I’ve written in this blog that we might compare our state to a person who becomes so immersed in a virtual reality computer game that she forgets there is anything else. Her 3-D perceptions of the game, and herself as the seeing participant in the game, become reality to her. Without memory of sitting down and hooking up the game apparatus, without memory of herself as a person who is playing a game, she has no means of finding her game reality secondary to a “higher reality”. If someone in the game asks her about “other realities” she might say scornfully, pleased with her down-to-earth common sense, “This is obviously reality, and it’s all there is.” She’s going to be quite surprised when the game ends and the goggles come off.

What if we’re in a similar situation? What if, as Plato says in his “Allegory of the Cave”, we accept as reality what are merely shadows cast by the true reality? What if – as many have said – life is but a dream from which we will wake to reality.

I must quote Robin Williams, who exclaimed in one of his comedy routines, “Reality! What a concept!”

I feel like writing, “Reality is whatever seems real to us at the moment,” but that sounds like cheating. How about: “Reality is whatever seems real to us unless and until a superior reality is shown to exist?”

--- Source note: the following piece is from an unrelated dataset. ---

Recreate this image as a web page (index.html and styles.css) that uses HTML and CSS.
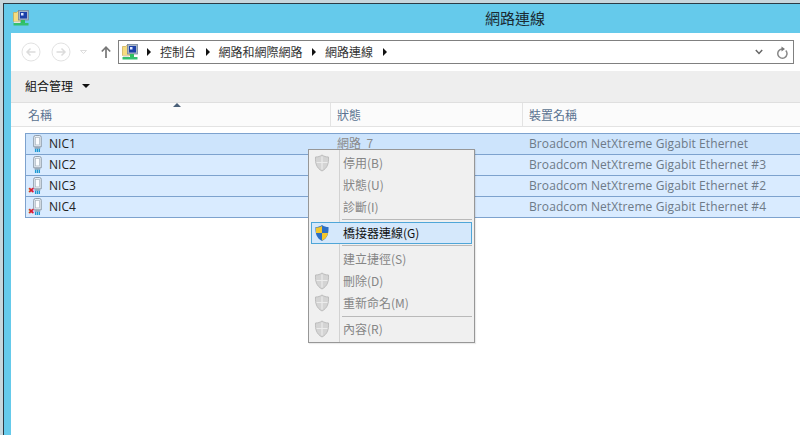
FILE: index.html
```html
<!DOCTYPE html>
<html lang="zh-Hant">
<head>
<meta charset="utf-8">
<title>網路連線</title>
<link rel="stylesheet" href="styles.css">
</head>
<body>
<svg width="0" height="0" class="defs">
  <defs>
    <symbol id="net" viewBox="0 0 16 16">
      <path d="M0.500 2.500h3l1-1h3v10h-7z" fill="#f6dc80" stroke="#c9a94a" stroke-width=".7"/>
      <rect x="5.500" y="0.500" width="10" height="9.500" fill="#a9b6c8" stroke="#76879c" stroke-width=".8"/>
      <rect x="7" y="2" width="7" height="6.500" fill="#1b3fa8"/>
      <rect x="8" y="3" width="2.500" height="2.500" fill="#dfe8ff"/>
      <rect x="8" y="10" width="4" height="3" fill="#2fbf5f"/>
      <rect x="0.500" y="13" width="15" height="2.500" fill="#35c06e"/>
      <rect x="1" y="11.500" width="6" height="1.500" fill="#e4e4e4"/>
    </symbol>
    <symbol id="nic" viewBox="0 0 14 18">
      <path d="M3.500 2.500Q3.500 .5 5.500 .5h4Q11.500 .5 11.500 2.500V12.500H3.500z" fill="#e6edf4" stroke="#8a97a5"/>
      <rect x="5.500" y="2.500" width="4" height="8" fill="#fbfdff" stroke="#a8b3be" stroke-width=".7"/>
      <rect x="4.500" y="13" width="6" height="1.500" fill="#8c9cab"/>
      <path d="M5.500 14.500v3.500M7.500 14.500v3.500M9.500 14.500v3.500" stroke="#1f9ad2" stroke-width="1.400"/>
    </symbol>
    <symbol id="shield-off" viewBox="0 0 16 18">
      <path d="M8 1c2 1.400 4 2 6.500 2 .3 6-.8 11-6.500 14C2.300 14 1.200 9 1.500 3 4 3 6 2.400 8 1z" fill="#d4d4d4" stroke="#bdbdbd"/>
      <path d="M8 2.500V15.500M2.500 8.500h11" stroke="#ececec" stroke-width="1.200"/>
    </symbol>
  </defs>
</svg>
<div class="desktop">
  <div class="window">
    <header class="titlebar">
      <svg class="title-icon"><use href="#net"/></svg>
      <h1 class="title">網路連線</h1>
    </header>
    <div class="client">
      <nav class="addressrow">
        <svg class="round-btn" viewBox="0 0 20 20"><circle cx="10" cy="10" r="9" fill="none" stroke="#e2e2e2"/><path d="M14.500 10H6M9.500 6.500 6 10l3.500 3.500" fill="none" stroke="#dcdcdc" stroke-width="1.500"/></svg>
        <svg class="round-btn round-next" viewBox="0 0 20 20"><circle cx="10" cy="10" r="9" fill="none" stroke="#e2e2e2"/><path d="M5.500 10H14M10.500 6.500 14 10l-3.500 3.500" fill="none" stroke="#dcdcdc" stroke-width="1.500"/></svg>
        <svg class="hist" viewBox="0 0 7 4"><path d="M.5.500h6L3.500 3.500z" fill="none" stroke="#d5d5d5" stroke-width=".8"/></svg>
        <svg class="up" viewBox="0 0 10 12"><path d="M5 12V1.500M.8 5.500 5 1.200l4.200 4.300" fill="none" stroke="#777" stroke-width="1.700"/></svg>
        <div class="addressbox">
          <svg class="addr-icon"><use href="#net"/></svg>
          <span class="crumb-arrow"></span><span class="crumb">控制台</span>
          <span class="crumb-arrow"></span><span class="crumb">網路和網際網路</span>
          <span class="crumb-arrow"></span><span class="crumb">網路連線</span>
          <span class="crumb-arrow"></span>
          <span class="spring"></span>
          <svg class="chev" viewBox="0 0 8 6"><path d="M.8 1 4 4.500 7.200 1" fill="none" stroke="#666" stroke-width="1.500"/></svg>
          <svg class="refresh" viewBox="0 0 12 13"><path d="M9.800 4.500A4.600 4.600 0 1 1 6 3" fill="none" stroke="#888" stroke-width="1.500"/><path d="M5.500 .5v5L9 3z" fill="#777"/></svg>
        </div>
      </nav>
      <div class="toolbar"><span class="tool-label">組合管理</span><span class="tool-caret"></span></div>
      <div class="columns">
        <span class="sort-mark"></span>
        <div class="col col-name">名稱</div>
        <div class="col col-status">狀態</div>
        <div class="col col-device">裝置名稱</div>
      </div>
      <div class="list">
        <div class="row row-focus"><span class="cell-name"><svg class="nic"><use href="#nic"/></svg>NIC1</span><span class="cell-status">網路&nbsp; 7</span><span class="cell-device">Broadcom NetXtreme Gigabit Ethernet</span></div>
        <div class="row"><span class="cell-name"><svg class="nic"><use href="#nic"/></svg>NIC2</span><span class="cell-status"></span><span class="cell-device">Broadcom NetXtreme Gigabit Ethernet #3</span></div>
        <div class="row"><span class="cell-name"><span class="x-badge">✖</span><svg class="nic"><use href="#nic"/></svg>NIC3</span><span class="cell-status"></span><span class="cell-device">Broadcom NetXtreme Gigabit Ethernet #2</span></div>
        <div class="row"><span class="cell-name"><span class="x-badge">✖</span><svg class="nic"><use href="#nic"/></svg>NIC4</span><span class="cell-status"></span><span class="cell-device">Broadcom NetXtreme Gigabit Ethernet #4</span></div>
      </div>
    </div>
  </div>
  <div class="menu">
    <div class="item off"><svg class="shield"><use href="#shield-off"/></svg><span>停用(B)</span></div>
    <div class="item off"><span class="noicon"></span><span>狀態(U)</span></div>
    <div class="item off"><span class="noicon"></span><span>診斷(I)</span></div>
    <div class="sep sep-a"></div>
    <div class="item item-hot">
      <svg class="shield" viewBox="0 0 16 18"><path d="M8 1c2 1.400 4 2 6.500 2 .3 6-.8 11-6.500 14C2.300 14 1.200 9 1.500 3 4 3 6 2.400 8 1z" fill="#2d6fc4"/><path d="M8 2v7H2c-.2-2 0-4 0-5.500C4.500 3.500 6 3 8 2zM8 9h6c-.6 3.500-2.500 6-6 7.500z" fill="#f3c62b"/></svg>
      <span>橋接器連線(G)</span>
    </div>
    <div class="sep sep-b"></div>
    <div class="item off"><span class="noicon"></span><span>建立捷徑(S)</span></div>
    <div class="item off"><svg class="shield"><use href="#shield-off"/></svg><span>刪除(D)</span></div>
    <div class="item off"><svg class="shield"><use href="#shield-off"/></svg><span>重新命名(M)</span></div>
    <div class="sep sep-c"></div>
    <div class="item off"><svg class="shield"><use href="#shield-off"/></svg><span>內容(R)</span></div>
  </div>
</div>
</body>
</html>
```
FILE: styles.css
```css
* { box-sizing: border-box; }
html, body { margin: 0; padding: 0; }
body {
  width: 800px; height: 435px; overflow: hidden; background: #fff;
  font-family: "Noto Sans CJK TC", "Noto Sans", sans-serif;
  font-size: 12px; color: #222;
}
.defs { position: absolute; }
.desktop {
  position: relative; width: 800px; height: 435px;
  background: #c7d6dc; padding: 3px 0 0 3px;
}
.window {
  display: flex; flex-direction: column; height: 432px;
  background: #65caeb; border-top: 1px solid #2b3a44; border-left: 1px solid #2b3a44;
}
.titlebar { position: relative; height: 29px; flex: none; display: flex; align-items: flex-start; padding: 6px 0 0 9px; }
.title-icon { width: 16px; height: 16px; }
.title { position: absolute; left: 0; right: 0; top: 4px; margin: 0; padding-left: 226px; text-align: center; font-size: 15px; line-height: 20px; font-weight: 400; color: #1a2a33; }
.client { flex: 1; margin-left: 7px; background: #fff; display: flex; flex-direction: column; min-height: 0; }
.addressrow { height: 38px; flex: none; display: flex; align-items: center; padding: 0 6px 0 10px; }
.round-btn { width: 20px; height: 20px; flex: none; margin-right: 10px; }
.round-next { margin-right: 9px; }
.hist { width: 7px; height: 4px; margin: 0 14px 0 0; flex: none; }
.up { width: 10px; height: 12px; flex: none; margin-right: 7px; }
.addressbox {
  flex: 1; height: 24px; border: 1px solid #808080; display: flex; align-items: center; padding: 0 5px 0 3px;
}
.addr-icon { width: 16px; height: 16px; flex: none; margin-right: 9px; }
.crumb-arrow { width: 0; height: 0; flex: none; border-left: 4px solid #111; border-top: 4px solid transparent; border-bottom: 4px solid transparent; }
.crumb { margin: 0 9.5px 0 9px; color: #333; line-height: 16px; }
.spring { flex: 1; }
.chev { width: 8px; height: 6px; margin-right: 13px; flex: none; }
.refresh { width: 12px; height: 13px; flex: none; }
.toolbar { height: 32px; flex: none; background: #eeeeee; display: flex; align-items: center; padding: 0 0 2px 14px; border-bottom: 1px solid #dfdfdf; color: #111; }
.tool-label { line-height: 16px; }
.tool-caret { margin-left: 9px; width: 0; height: 0; border-top: 4px solid #111; border-left: 4px solid transparent; border-right: 4px solid transparent; }
.columns { position: relative; height: 24px; flex: none; display: flex; background: #fbfbfb; border-bottom: 1px solid #e3e3e3; color: #5a7391; }
.sort-mark { position: absolute; left: 162px; top: 0; width: 0; height: 0; border-bottom: 4px solid #4a6078; border-left: 4px solid transparent; border-right: 4px solid transparent; }
.col { display: flex; align-items: center; padding-left: 6px; padding-top: 1px; line-height: 16px; border-right: 1px solid #e3e3e3; }
.col-name { width: 320px; padding-left: 17px; }
.col-status { width: 192px; }
.col-device { flex: 1; border-right: 0; }
.list { padding: 6px 0 0 14px; flex: 1; }
.row { height: 22px; margin-bottom: -1px; padding-bottom: 2px; display: flex; align-items: center; background: #d9ebff; border: 1px solid #7da2ce; border-right: 0; }
.row-focus { background: #cde4fc; }
.cell-name { position: relative; width: 311px; flex: none; display: flex; align-items: center; padding-left: 4px; color: #222; font-family: "Open Sans", "Noto Sans", sans-serif; }
.nic { width: 14px; height: 17px; flex: none; margin-right: 5px; }
.x-badge { position: absolute; left: 2px; top: 9px; color: #d8222a; font-size: 8px; line-height: 8px; }
.cell-status { width: 192px; flex: none; color: #8a8a8a; line-height: 16px; }
.cell-device { color: #6d7a88; font-family: "Open Sans", "Noto Sans", sans-serif; white-space: nowrap; letter-spacing: .09px; }
.menu {
  position: absolute; left: 308px; top: 149px; width: 167px; height: 194px;
  background: linear-gradient(to right, #f0f0f0 30px, #d2d2d2 30px, #d2d2d2 31px, #f0f0f0 31px);
  border: 1px solid #979797; padding: 2px; box-shadow: 1px 1px 1px rgba(0,0,0,.08);
}
.item { height: 22px; display: flex; align-items: center; line-height: 16px; }
.off { color: #858585; }
.shield { width: 16px; height: 18px; flex: none; margin: 0 5px 0 3px; }
.noicon { width: 16px; margin: 0 5px 0 3px; flex: none; }
.item span:last-child { margin-left: 8px; }
.item-hot { color: #111; background: #d5e8fb; border: 1px solid #4fa6d8; }
.item-hot .shield { margin-left: 2px; }
.sep { height: 1px; margin-left: 31px; background: #b9b9b9; }
.sep-a { margin-top: 1px; margin-bottom: 2px; }
.sep-b { margin-top: 1px; margin-bottom: 2px; }
.sep-c { margin-top: 2px; margin-bottom: 1px; }
```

The fact that I would ask those questions puts me squarely in the Other Realities group and brings me back to the point of this little essay – that there seems to be one type of person who feels that the everyday world of the five sense is obviously the only reality, and another type of person who feels that there is a superior reality behind the one we perceive in the everyday world, and --- who knows? -- perhaps an even more superior reality beyond that one.

Because I like FLIGHTS OF PEGASUS to be personal and spontaneous rather than researched in advance, I don’t know what studies – psychological or epistemological – may have been written on the subject of the two kinds of personalities I’ve discussed . . . but I would like to find out.